MATERIAL.
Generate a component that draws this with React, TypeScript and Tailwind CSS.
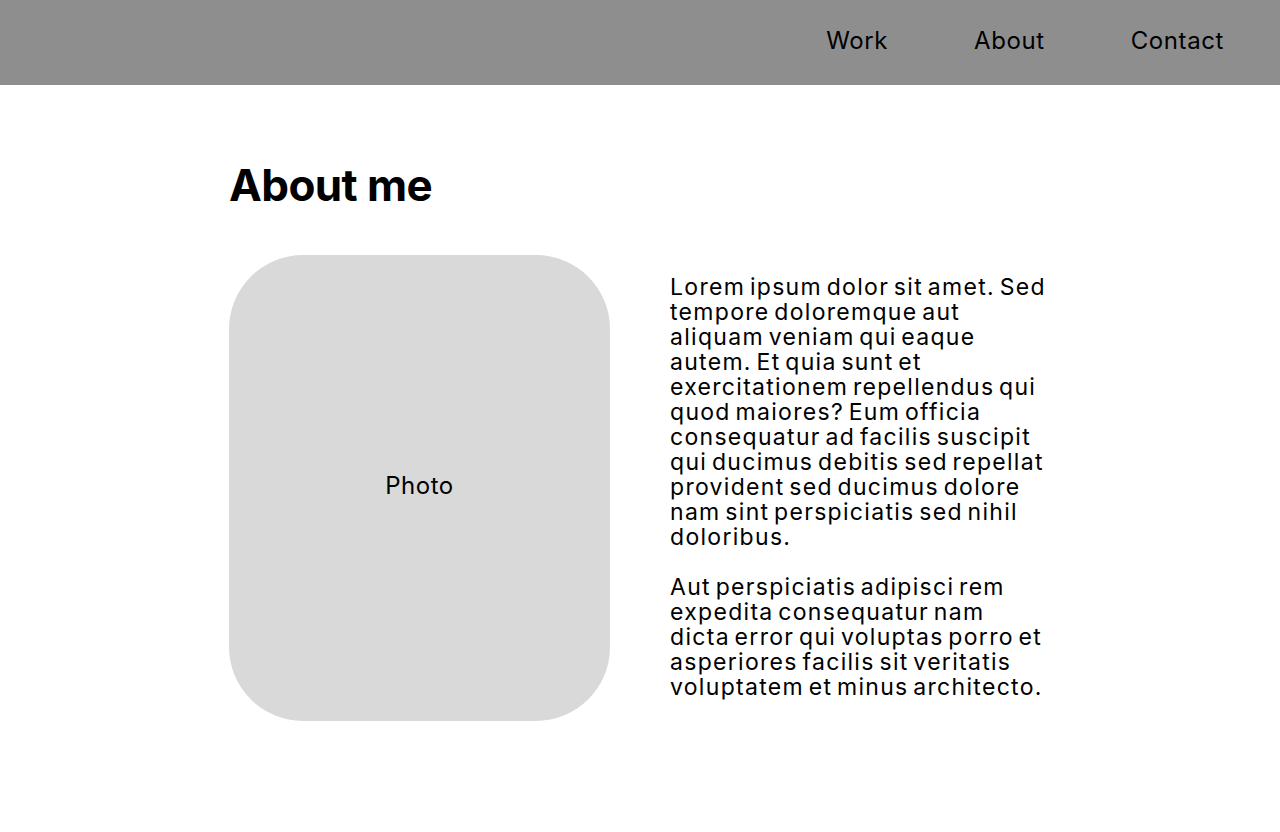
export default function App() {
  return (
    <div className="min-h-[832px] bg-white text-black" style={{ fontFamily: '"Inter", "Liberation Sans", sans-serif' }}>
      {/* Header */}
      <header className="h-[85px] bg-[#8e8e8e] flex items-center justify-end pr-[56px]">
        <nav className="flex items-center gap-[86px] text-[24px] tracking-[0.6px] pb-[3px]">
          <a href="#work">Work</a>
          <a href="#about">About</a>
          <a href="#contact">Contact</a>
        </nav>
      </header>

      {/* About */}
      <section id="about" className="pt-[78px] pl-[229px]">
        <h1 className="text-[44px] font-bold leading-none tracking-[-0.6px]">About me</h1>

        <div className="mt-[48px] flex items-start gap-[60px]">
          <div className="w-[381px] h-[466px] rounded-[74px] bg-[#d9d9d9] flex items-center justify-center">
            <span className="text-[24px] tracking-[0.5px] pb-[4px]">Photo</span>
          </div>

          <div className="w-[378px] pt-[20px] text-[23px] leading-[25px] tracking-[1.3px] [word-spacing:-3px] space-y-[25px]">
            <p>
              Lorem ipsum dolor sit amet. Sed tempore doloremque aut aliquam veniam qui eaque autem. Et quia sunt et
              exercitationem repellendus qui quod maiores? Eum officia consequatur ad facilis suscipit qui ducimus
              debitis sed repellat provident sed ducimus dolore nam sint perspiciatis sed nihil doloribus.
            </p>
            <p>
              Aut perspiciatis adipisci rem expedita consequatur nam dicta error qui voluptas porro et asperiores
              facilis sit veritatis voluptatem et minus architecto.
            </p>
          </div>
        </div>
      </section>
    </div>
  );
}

TASK OBJECTIVE. Give every line back word for word and leave the pictures out.

SOLUTION FOR THIS EXERCISE.
Generate a component that draws this with React, TypeScript and Tailwind CSS.
export default function App() {
  return (
    <div className="min-h-[832px] bg-white text-black" style={{ fontFamily: '"Inter", "Liberation Sans", sans-serif' }}>
      {/* Header */}
      <header className="h-[85px] bg-[#8e8e8e] flex items-center justify-end pr-[56px]">
        <nav className="flex items-center gap-[86px] text-[24px] tracking-[0.6px] pb-[3px]">
          <a href="#work">Work</a>
          <a href="#about">About</a>
          <a href="#contact">Contact</a>
        </nav>
      </header>

      {/* About */}
      <section id="about" className="pt-[78px] pl-[229px]">
        <h1 className="text-[44px] font-bold leading-none tracking-[-0.6px]">About me</h1>

        <div className="mt-[48px] flex items-start gap-[60px]">
          <div className="w-[381px] h-[466px] rounded-[74px] bg-[#d9d9d9] flex items-center justify-center">
            <span className="text-[24px] tracking-[0.5px] pb-[4px]">Photo</span>
          </div>

          <div className="w-[378px] pt-[20px] text-[23px] leading-[25px] tracking-[1.3px] [word-spacing:-3px] space-y-[25px]">
            <p>
              Lorem ipsum dolor sit amet. Sed tempore doloremque aut aliquam veniam qui eaque autem. Et quia sunt et
              exercitationem repellendus qui quod maiores? Eum officia consequatur ad facilis suscipit qui ducimus
              debitis sed repellat provident sed ducimus dolore nam sint perspiciatis sed nihil doloribus.
            </p>
            <p>
              Aut perspiciatis adipisci rem expedita consequatur nam dicta error qui voluptas porro et asperiores
              facilis sit veritatis voluptatem et minus architecto.
            </p>
          </div>
        </div>
      </section>
    </div>
  );
}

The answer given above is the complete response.